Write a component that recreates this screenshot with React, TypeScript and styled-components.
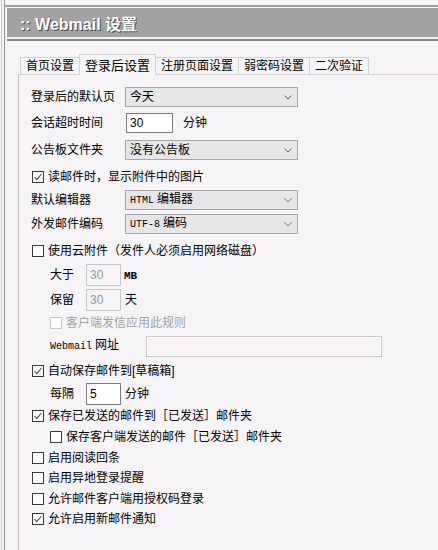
import styled, { createGlobalStyle } from "styled-components";

const GlobalStyle = createGlobalStyle`
    html, body {
        margin: 0;
        padding: 0;
        background: #f7f4f7;
    }
    body {
        font-family: "Liberation Sans", "Noto Sans CJK SC", sans-serif;
        font-size: 12px;
        color: #000;
    }
`;

const Shell = styled.div`
    min-height: 550px;
    margin-left: 1px;
    padding-left: 2px;
    border-left: 1px solid #cbc7cb;
    overflow: hidden;
`;

const Frame = styled.div`
    min-height: 550px;
    padding-top: 5px;
    border-left: 1px solid #8f8d8f;
    box-sizing: border-box;
`;

const TopRule = styled.div`
    height: 2px;
    margin-bottom: 1px;
    background: #a09ea0;
`;

const Header = styled.div`
    display: flex;
    align-items: center;
    height: 29px;
    margin-left: 2px;
    padding-left: 13px;
    background: #a3a1a3;
    color: #fff;
    font-family: "Liberation Sans", "Noto Sans CJK SC", sans-serif;
    font-weight: bold;
    font-size: 16px;
    text-shadow: 1px 1px 0 #4a484a;
    white-space: pre;
`;

const HeaderRule = styled.div`
    height: 2px;
    margin: 2px 0 0 2px;
    background: #868486;
`;

const Body = styled.div`
    padding-left: 13px;
`;

const TabBar = styled.div`
    display: flex;
    align-items: flex-end;
    height: 33px;
    padding-left: 3px;
`;

const Tab = styled.div<{ $active?: boolean }>`
    position: relative;
    z-index: 1;
    display: flex;
    align-items: center;
    box-sizing: border-box;
    height: ${p => (p.$active ? 21 : 17)}px;
    margin-bottom: ${p => (p.$active ? -1 : 0)}px;
    padding: 0 5px;
    border: 1px solid #d4d0d4;
    border-bottom: none;
    margin-left: -1px;
    background: #f7f4f7;
    font-size: ${p => (p.$active ? 13 : 12)}px;
    line-height: 1;
    white-space: nowrap;
`;

const Panel = styled.div`
    box-sizing: border-box;
    min-height: 476px;
    padding: 9px 0 20px 12px;
    border-top: 1px solid #d6d2d6;
    border-left: 1px solid #c4c0c4;
`;

const Row = styled.div<{ $h: number; $indent?: number }>`
    display: flex;
    align-items: center;
    height: ${p => p.$h}px;
    padding-left: ${p => p.$indent ?? 0}px;
    line-height: 14px;
    white-space: nowrap;
`;

const Label = styled.span<{ $w: number }>`
    display: inline-block;
    width: ${p => p.$w}px;
    flex-shrink: 0;
`;

const SelectBox = styled.div`
    display: flex;
    align-items: center;
    justify-content: space-between;
    box-sizing: border-box;
    width: 173px;
    height: 20px;
    padding: 0 5px 0 4px;
    border: 1px solid #a9a7a9;
    background: #e8e5e8;
`;

const Mono = styled.span<{ $size?: number; $bold?: boolean }>`
    font-family: "Liberation Mono", "DejaVu Sans Mono", monospace;
    font-size: ${p => p.$size ?? 10}px;
    font-weight: ${p => (p.$bold ? "bold" : "normal")};
    margin-right: 3px;
`;

const TextBox = styled.input<{ $w: number; $h?: number; $disabled?: boolean }>`
    box-sizing: border-box;
    width: ${p => p.$w}px;
    height: ${p => p.$h ?? 21}px;
    margin: 0;
    padding: 0 3px;
    border: 1px solid ${p => (p.$disabled ? "#cac6ca" : "#7c7a7c")};
    background: ${p => (p.$disabled ? "#f7f4f7" : "#fff")};
    color: ${p => (p.$disabled ? "#9a989a" : "#000")};
    font-family: "Liberation Sans", sans-serif;
    font-size: 12px;
    outline: none;
`;

const WideBox = styled.div`
    box-sizing: border-box;
    width: 236px;
    height: 21px;
    border: 1px solid #cac6ca;
    box-shadow: inset 0 0 0 1px #fff;
    background: #f7f4f7;
`;

const Unit = styled.span<{ $gap: number }>`
    margin-left: ${p => p.$gap}px;
`;

const CheckRow = styled.label<{ $muted?: boolean }>`
    display: flex;
    align-items: center;
    gap: 4px;
    margin-left: 1px;
    color: ${p => (p.$muted ? "#a3a1a3" : "#000")};
`;

function Chevron() {
    return (
        <svg width="8" height="5" viewBox="0 0 8 5">
            <polyline points="0.5,0.5 4,4 7.5,0.5" fill="none" stroke="#6a686a" strokeWidth="1" />
        </svg>
    );
}

function Select({ children }: { children: React.ReactNode }) {
    return (
        <SelectBox>
            <span>{children}</span>
            <Chevron />
        </SelectBox>
    );
}

function Check({ checked, muted, children }: { checked?: boolean; muted?: boolean; children: React.ReactNode }) {
    const edge = muted ? "#cac6ca" : "#3a383a";
    return (
        <CheckRow $muted={muted}>
            <svg width="12" height="12" viewBox="0 0 12 12">
                <rect x="0.5" y="0.5" width="11" height="11" fill="#fff" stroke={edge} />
                {checked && (
                    <polyline points="2.5,6 4.8,8.6 9.4,3" fill="none" stroke="#4a484a" strokeWidth="1.1" />
                )}
            </svg>
            <span>{children}</span>
        </CheckRow>
    );
}

const tabs = ["首页设置", "登录后设置", "注册页面设置", "弱密码设置", "二次验证"];

export default function App() {
    return (
        <>
            <GlobalStyle />
            <Shell>
                <Frame>
                    <TopRule />
                    <Header>{":: Webmail 设置"}</Header>
                    <HeaderRule />
                    <Body>
                        <TabBar>
                            {tabs.map((t, i) => (
                                <Tab key={t} $active={i === 1}>{t}</Tab>
                            ))}
                        </TabBar>
                        <Panel>
                            <Row $h={26}>
                                <Label $w={94}>登录后的默认页</Label>
                                <Select>今天</Select>
                            </Row>
                            <Row $h={26}>
                                <Label $w={95}>会话超时时间</Label>
                                <TextBox $w={47} $h={20} defaultValue="30" />
                                <Unit $gap={10}>分钟</Unit>
                            </Row>
                            <Row $h={28}>
                                <Label $w={94}>公告板文件夹</Label>
                                <Select>没有公告板</Select>
                            </Row>
                            <Row $h={26}>
                                <Check checked>读邮件时，显示附件中的图片</Check>
                            </Row>
                            <Row $h={20}>
                                <Label $w={94}>默认编辑器</Label>
                                <Select><Mono>HTML</Mono>编辑器</Select>
                            </Row>
                            <Row $h={28}>
                                <Label $w={94}>外发邮件编码</Label>
                                <Select><Mono>UTF-8</Mono>编码</Select>
                            </Row>
                            <Row $h={26}>
                                <Check>使用云附件（发件人必须启用网络磁盘）</Check>
                            </Row>
                            <Row $h={22} $indent={19}>
                                <Label $w={36}>大于</Label>
                                <TextBox $w={35} $h={22} $disabled readOnly value="30" />
                                <Unit $gap={3}><Mono $size={11} $bold>MB</Mono></Unit>
                            </Row>
                            <Row $h={28} $indent={19}>
                                <Label $w={36}>保留</Label>
                                <TextBox $w={35} $h={22} $disabled readOnly value="30" />
                                <Unit $gap={4}>天</Unit>
                            </Row>
                            <Row $h={18} $indent={18}>
                                <Check muted>客户端发信应用此规则</Check>
                            </Row>
                            <Row $h={28} $indent={19}>
                                <Label $w={96}><Mono>Webmail</Mono>网址</Label>
                                <WideBox />
                            </Row>
                            <Row $h={22}>
                                <Check checked>自动保存邮件到[草稿箱]</Check>
                            </Row>
                            <Row $h={24} $indent={19}>
                                <Label $w={36}>每隔</Label>
                                <TextBox $w={35} $h={22} defaultValue="5" />
                                <Unit $gap={4}>分钟</Unit>
                            </Row>
                            <Row $h={20}>
                                <Check checked>保存已发送的邮件到［已发送］邮件夹</Check>
                            </Row>
                            <Row $h={22} $indent={18}>
                                <Check>保存客户端发送的邮件［已发送］邮件夹</Check>
                            </Row>
                            <Row $h={19}>
                                <Check>启用阅读回条</Check>
                            </Row>
                            <Row $h={21}>
                                <Check>启用异地登录提醒</Check>
                            </Row>
                            <Row $h={21}>
                                <Check>允许邮件客户端用授权码登录</Check>
                            </Row>
                            <Row $h={20}>
                                <Check checked>允许启用新邮件通知</Check>
                            </Row>
                        </Panel>
                    </Body>
                </Frame>
            </Shell>
        </>
    );
}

- WORK TO COMPLETE: In the listing above, count each line that holds the string "React". Give the number only.

- TASK SOLUTION: 3